Fri., Aug. 24, 2012, 10:40 a.m.

ISU to go smoke-free campus-wide in September, joins BSU, but not UI

Idaho State University will ban smoking campus-wide starting in September, the Idaho State Journal reports, following a recommendation from student leaders, who passed  a resolution nearly a year ago backing the move. That means ISU will join Boise State in becoming a smoke-free campus; BSU enacted its ban in 2009. The University of Idaho has chosen not to go entirely smoke-free, instead enacting policies restricting smoking on campus but not banning it entirely. Other Idaho colleges banning smoking campus-wide include the College of Southern Idaho in Twin Falls and North Idaho College in Coeur d'Alene.

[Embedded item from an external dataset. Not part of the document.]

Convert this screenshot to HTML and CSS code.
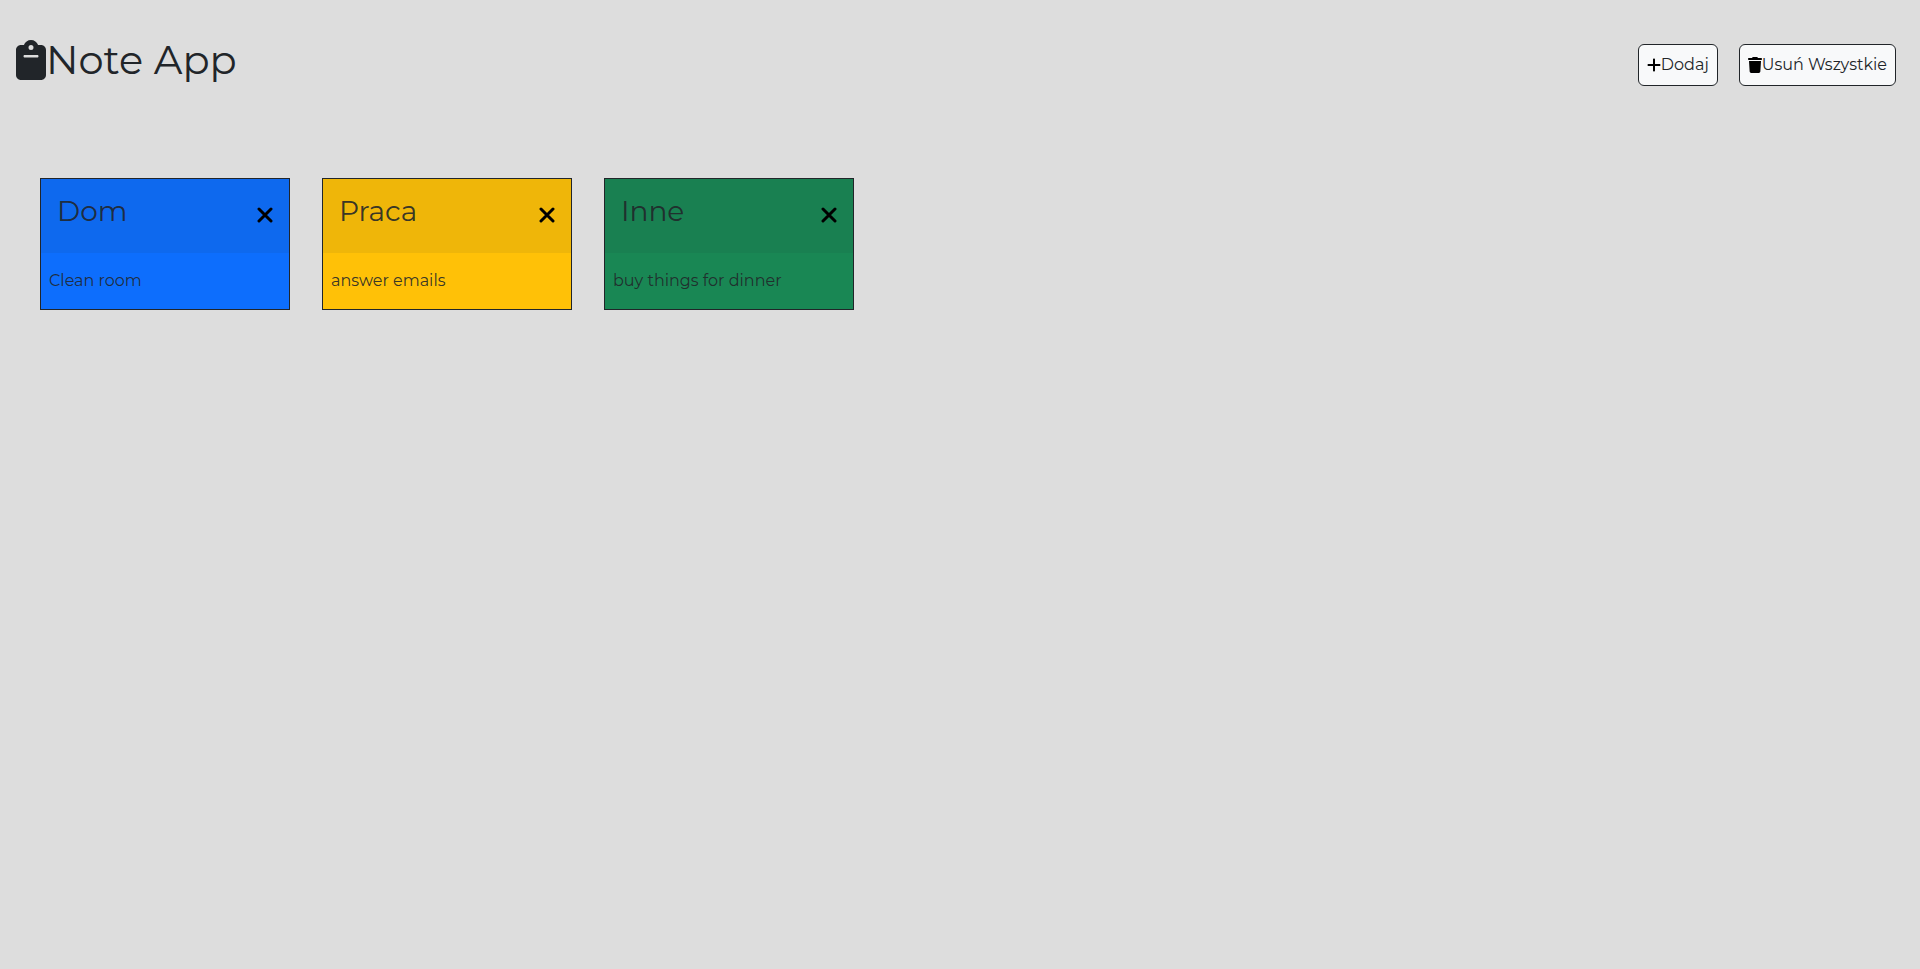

A campus survey at ISU showed only 8.8 percent of the campus community smokes daily; and 60.7 percent were in favor of ISU going completely smoke-free, with 15.7 percent neutral and 1 percent with no opinion. The campus plans to offer smoking-cessation aid in conjunction with the ban; click below for the full ISU news release.

ISU news release:

POCATELLO – Effective Sept. 1, Idaho State University will join more than 800 other post-secondary institutions across the country as a Smoke Free Campus.

The decision came after reviewing the survey results of faculty, staff and students who were asked about ISU’s role in regard to smoking and whether ISU should be smoke free. The survey, developed and conducted under the direction of Galen Louis, assistant professor and director of ISU’s Public Health Program, indicated that only 8.8 percent of ISU’s community smokes daily.

Nearly 70 percent said that they thought “the University should see this as a health issue and support policies to maintain clean air environments for all university personnel.” In addition, 60.7 percent were in favor of ISU going completely smoke-free with 15.7 percent neutral and 1 percent with no opinion. The ISU survey also supports the findings of previous surveys conducted by the Bannock County Health Department.

Smoking cessation workshops will be available through Student Health Services and the ISU Wellness Center. In addition, smoking cessation patches are covered by the Student Health Fee for students and by the University’s health insurer, Blue Cross and Blue Shield of Idaho.

“This is the culmination of a resolution adopted almost 11 months ago by ASISU urging ISU to go totally smoke free,” said Shaun Stokes, immediate past president of the Associated Students of ISU. “Although there was some discussion about a modified smoke-free campus, in the end we felt that allowing smoking anywhere on campus defeated the purpose of having clean air environments. And building external structures for smoking limited to certain areas of the campus seemed a poor choice of resources.”

ISU President Arthur C. Vailas commented on the University’s new smoke-free status.

“I am pleased to have the opportunity to implement ASISU’s recommendation,” Vailas said. “As the higher education institution in Idaho that offers the largest number of programs in the health professions, this new policy is consistent with our focus on health and wellness.”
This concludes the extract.